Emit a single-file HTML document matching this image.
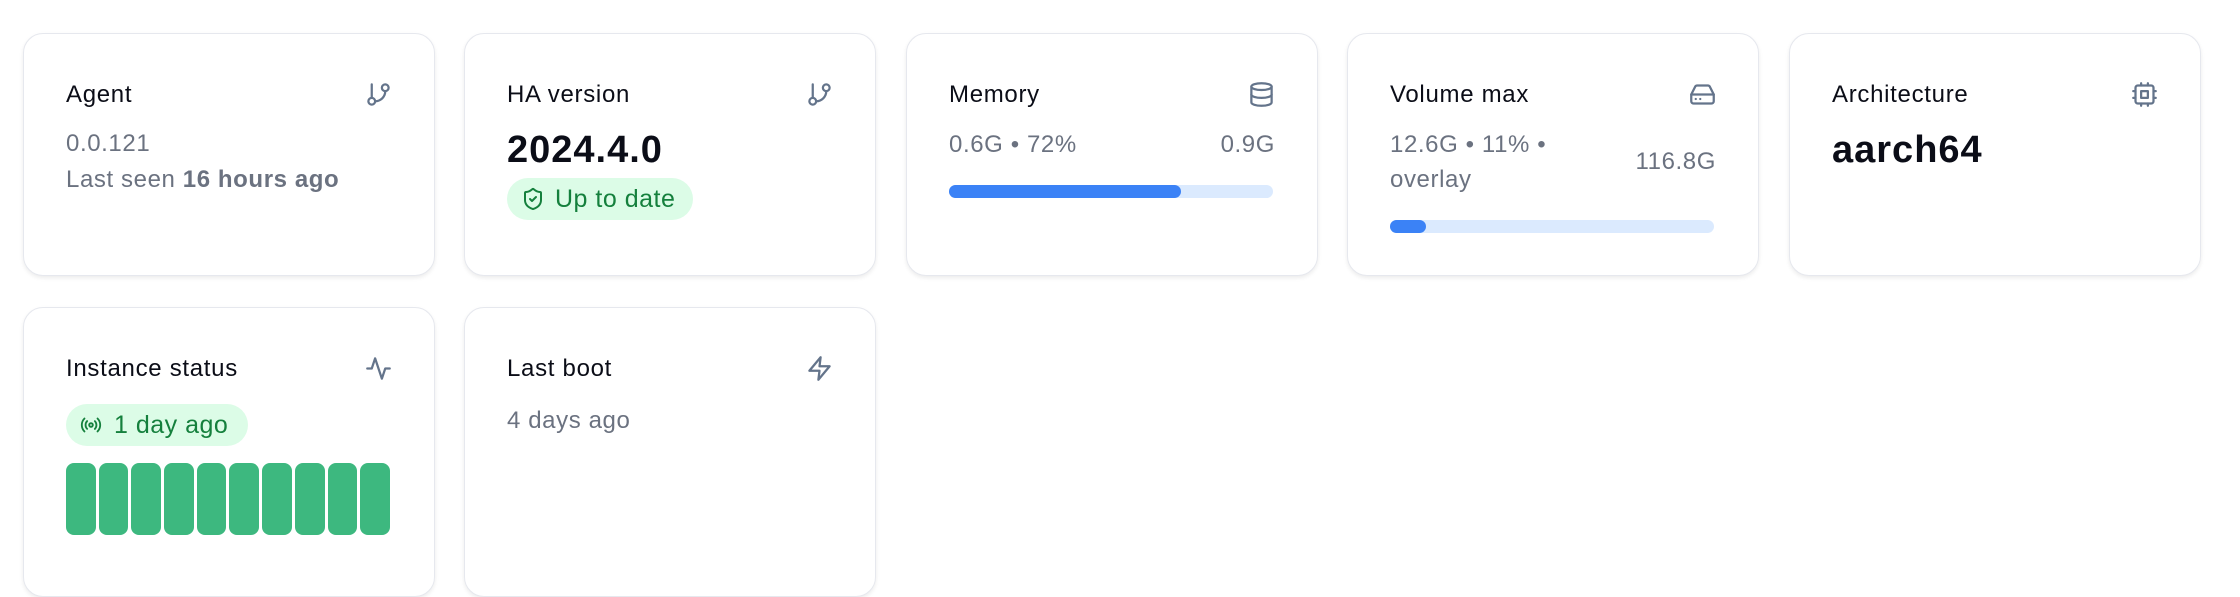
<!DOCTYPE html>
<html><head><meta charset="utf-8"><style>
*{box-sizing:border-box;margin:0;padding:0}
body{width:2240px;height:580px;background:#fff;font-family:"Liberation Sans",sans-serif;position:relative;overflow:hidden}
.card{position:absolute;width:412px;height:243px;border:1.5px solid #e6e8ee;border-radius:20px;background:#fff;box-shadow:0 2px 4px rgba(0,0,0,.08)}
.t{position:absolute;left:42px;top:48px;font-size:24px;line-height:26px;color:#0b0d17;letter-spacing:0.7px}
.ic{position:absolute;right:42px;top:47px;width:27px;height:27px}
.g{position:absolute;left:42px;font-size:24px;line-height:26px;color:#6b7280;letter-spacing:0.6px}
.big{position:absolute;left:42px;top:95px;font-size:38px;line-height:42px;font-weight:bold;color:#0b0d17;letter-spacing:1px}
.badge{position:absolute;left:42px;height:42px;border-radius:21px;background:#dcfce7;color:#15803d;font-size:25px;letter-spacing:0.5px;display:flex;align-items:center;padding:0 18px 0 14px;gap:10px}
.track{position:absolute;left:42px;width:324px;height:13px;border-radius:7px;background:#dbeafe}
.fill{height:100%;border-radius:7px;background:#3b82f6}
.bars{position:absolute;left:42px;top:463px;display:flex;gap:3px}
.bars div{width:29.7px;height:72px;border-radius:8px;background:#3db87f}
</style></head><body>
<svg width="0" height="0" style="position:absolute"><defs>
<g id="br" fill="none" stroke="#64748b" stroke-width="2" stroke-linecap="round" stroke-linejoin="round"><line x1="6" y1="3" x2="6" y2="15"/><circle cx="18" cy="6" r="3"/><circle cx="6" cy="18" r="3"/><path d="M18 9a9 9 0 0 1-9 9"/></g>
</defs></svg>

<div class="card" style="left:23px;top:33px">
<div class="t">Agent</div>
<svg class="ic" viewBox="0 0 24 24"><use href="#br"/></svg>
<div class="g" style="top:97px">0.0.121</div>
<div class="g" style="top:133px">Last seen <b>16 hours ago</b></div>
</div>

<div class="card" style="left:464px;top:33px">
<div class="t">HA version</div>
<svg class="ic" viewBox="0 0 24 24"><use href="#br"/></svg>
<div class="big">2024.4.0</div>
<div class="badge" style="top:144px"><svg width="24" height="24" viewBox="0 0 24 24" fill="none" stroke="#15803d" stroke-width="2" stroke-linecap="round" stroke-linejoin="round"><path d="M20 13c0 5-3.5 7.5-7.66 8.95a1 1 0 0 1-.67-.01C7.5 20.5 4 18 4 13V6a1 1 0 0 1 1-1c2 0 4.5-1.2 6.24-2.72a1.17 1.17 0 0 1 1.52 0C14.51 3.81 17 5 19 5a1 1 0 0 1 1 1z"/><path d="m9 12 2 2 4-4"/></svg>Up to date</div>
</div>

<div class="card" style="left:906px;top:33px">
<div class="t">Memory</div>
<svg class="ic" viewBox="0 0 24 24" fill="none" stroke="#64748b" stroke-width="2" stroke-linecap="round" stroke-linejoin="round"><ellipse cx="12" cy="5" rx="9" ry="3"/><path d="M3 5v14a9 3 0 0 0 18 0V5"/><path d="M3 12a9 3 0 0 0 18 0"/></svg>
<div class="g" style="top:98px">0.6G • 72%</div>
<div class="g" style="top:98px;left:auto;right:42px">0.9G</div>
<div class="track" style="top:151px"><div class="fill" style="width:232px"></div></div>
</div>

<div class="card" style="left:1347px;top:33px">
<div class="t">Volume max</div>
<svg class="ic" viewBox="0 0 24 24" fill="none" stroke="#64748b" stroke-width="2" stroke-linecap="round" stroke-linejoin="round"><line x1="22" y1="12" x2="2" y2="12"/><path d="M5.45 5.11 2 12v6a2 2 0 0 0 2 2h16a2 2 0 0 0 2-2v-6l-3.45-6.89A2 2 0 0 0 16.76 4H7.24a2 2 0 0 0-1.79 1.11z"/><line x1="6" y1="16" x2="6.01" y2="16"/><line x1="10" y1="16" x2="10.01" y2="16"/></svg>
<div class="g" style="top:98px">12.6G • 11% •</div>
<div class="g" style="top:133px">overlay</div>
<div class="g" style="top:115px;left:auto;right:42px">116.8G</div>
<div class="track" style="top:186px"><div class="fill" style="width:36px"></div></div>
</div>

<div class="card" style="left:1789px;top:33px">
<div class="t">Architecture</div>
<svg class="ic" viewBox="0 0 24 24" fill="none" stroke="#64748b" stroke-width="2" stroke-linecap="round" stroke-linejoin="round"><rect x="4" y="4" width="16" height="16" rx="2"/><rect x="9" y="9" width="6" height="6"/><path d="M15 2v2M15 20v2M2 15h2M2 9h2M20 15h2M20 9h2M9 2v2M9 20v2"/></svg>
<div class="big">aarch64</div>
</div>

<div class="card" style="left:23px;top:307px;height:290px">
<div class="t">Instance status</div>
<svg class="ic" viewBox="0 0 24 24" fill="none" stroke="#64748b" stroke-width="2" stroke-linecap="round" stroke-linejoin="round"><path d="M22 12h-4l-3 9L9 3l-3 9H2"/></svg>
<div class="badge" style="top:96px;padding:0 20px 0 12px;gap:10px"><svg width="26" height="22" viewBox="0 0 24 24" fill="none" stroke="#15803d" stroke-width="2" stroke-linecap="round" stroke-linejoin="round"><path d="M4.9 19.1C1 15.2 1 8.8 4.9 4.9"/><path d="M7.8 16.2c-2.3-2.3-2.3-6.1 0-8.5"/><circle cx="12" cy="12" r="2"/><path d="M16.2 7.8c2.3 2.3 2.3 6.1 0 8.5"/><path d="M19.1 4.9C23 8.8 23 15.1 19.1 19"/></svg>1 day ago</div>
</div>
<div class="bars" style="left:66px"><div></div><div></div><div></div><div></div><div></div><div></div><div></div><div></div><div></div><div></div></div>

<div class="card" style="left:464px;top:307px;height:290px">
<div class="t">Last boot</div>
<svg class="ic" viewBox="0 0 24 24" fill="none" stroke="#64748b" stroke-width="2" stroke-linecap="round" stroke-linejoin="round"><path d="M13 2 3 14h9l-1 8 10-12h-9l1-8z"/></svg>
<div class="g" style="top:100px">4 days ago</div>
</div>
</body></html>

==

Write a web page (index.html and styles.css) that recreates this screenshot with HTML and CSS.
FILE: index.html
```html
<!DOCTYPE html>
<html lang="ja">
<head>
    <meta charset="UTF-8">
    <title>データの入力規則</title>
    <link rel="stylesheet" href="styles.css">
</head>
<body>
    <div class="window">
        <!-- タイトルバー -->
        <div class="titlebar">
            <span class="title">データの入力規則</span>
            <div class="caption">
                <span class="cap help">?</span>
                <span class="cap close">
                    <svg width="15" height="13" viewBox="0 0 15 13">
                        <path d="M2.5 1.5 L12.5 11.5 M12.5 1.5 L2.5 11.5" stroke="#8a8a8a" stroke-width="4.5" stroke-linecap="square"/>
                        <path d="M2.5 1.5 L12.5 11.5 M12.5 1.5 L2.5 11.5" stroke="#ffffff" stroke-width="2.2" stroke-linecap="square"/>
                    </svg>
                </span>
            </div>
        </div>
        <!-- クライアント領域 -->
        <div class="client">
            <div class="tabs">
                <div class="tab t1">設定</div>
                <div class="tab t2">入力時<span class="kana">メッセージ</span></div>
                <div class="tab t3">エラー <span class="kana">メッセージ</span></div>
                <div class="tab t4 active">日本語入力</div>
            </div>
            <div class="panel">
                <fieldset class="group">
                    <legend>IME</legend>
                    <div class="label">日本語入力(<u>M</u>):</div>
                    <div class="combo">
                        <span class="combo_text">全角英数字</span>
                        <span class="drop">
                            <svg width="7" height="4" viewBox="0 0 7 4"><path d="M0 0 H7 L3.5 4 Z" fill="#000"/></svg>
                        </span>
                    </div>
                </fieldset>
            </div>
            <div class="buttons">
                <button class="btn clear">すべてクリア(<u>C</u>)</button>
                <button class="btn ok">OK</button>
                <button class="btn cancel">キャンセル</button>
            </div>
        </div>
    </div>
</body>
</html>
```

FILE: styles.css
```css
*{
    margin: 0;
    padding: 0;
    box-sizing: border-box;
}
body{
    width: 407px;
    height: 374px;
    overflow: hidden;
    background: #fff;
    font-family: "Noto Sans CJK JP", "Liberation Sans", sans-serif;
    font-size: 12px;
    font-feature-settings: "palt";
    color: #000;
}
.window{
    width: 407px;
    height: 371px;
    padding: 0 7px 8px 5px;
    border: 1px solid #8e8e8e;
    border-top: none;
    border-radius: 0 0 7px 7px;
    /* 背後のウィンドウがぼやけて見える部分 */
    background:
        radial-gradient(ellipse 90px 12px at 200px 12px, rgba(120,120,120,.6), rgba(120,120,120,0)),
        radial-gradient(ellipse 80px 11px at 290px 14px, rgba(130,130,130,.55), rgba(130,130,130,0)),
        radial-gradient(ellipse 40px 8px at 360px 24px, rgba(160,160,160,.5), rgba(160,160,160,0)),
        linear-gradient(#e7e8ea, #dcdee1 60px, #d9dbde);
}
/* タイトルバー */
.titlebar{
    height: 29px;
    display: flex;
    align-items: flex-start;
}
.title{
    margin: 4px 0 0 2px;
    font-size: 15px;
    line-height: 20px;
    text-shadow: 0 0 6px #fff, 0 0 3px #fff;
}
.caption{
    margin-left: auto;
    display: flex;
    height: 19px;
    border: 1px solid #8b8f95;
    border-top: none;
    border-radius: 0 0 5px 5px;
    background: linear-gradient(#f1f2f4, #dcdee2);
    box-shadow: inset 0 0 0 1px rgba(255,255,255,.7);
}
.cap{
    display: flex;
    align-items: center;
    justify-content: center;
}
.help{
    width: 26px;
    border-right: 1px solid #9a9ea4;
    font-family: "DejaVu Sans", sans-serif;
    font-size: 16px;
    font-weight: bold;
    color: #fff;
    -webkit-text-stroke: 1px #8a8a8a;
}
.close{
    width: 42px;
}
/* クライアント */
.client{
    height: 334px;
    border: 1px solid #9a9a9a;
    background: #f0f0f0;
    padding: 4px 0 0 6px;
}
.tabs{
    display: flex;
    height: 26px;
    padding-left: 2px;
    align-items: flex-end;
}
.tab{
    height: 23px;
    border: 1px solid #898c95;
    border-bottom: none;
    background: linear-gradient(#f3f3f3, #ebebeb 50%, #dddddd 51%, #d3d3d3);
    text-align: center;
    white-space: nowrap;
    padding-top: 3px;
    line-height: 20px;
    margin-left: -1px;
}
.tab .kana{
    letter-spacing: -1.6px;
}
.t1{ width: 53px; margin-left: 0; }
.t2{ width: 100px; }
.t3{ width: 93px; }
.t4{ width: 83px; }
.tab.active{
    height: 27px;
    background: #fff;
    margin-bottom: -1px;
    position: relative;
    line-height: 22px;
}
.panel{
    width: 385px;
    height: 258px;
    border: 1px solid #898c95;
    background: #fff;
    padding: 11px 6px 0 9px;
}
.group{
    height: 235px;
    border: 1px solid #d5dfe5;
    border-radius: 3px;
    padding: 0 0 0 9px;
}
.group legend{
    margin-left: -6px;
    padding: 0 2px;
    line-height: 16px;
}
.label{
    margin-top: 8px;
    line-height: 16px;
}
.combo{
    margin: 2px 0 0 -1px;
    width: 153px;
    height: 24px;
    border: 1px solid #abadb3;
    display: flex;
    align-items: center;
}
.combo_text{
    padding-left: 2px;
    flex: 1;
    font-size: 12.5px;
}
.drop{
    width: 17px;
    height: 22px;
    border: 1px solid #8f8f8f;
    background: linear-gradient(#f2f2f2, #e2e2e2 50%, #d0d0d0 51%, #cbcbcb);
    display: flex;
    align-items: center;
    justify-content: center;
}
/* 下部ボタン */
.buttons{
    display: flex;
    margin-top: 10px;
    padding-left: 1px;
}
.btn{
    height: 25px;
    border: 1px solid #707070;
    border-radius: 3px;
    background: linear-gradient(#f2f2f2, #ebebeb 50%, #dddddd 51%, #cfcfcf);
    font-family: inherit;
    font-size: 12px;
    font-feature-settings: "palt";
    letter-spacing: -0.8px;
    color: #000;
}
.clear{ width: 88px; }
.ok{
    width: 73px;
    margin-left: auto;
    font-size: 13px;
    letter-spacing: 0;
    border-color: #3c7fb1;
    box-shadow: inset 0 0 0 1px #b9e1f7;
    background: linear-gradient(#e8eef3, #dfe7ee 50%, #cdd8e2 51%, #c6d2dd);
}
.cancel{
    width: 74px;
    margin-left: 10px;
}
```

--

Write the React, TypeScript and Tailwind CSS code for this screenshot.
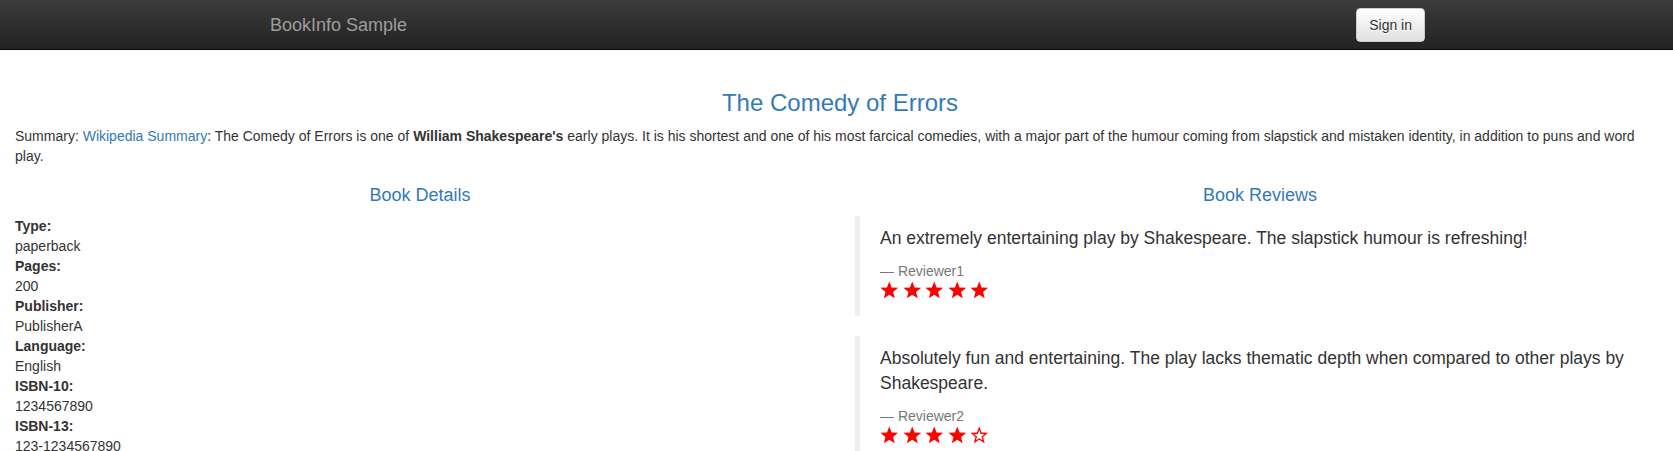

* _EXERCISE OBJECTIVE_
Identify every line holding the word "Write" and copy it out.

* _ANSWER TO THIS TASK_
Write a web page (index.html and styles.css) that recreates this screenshot with HTML and CSS.
Write the React, TypeScript and Tailwind CSS code for this screenshot.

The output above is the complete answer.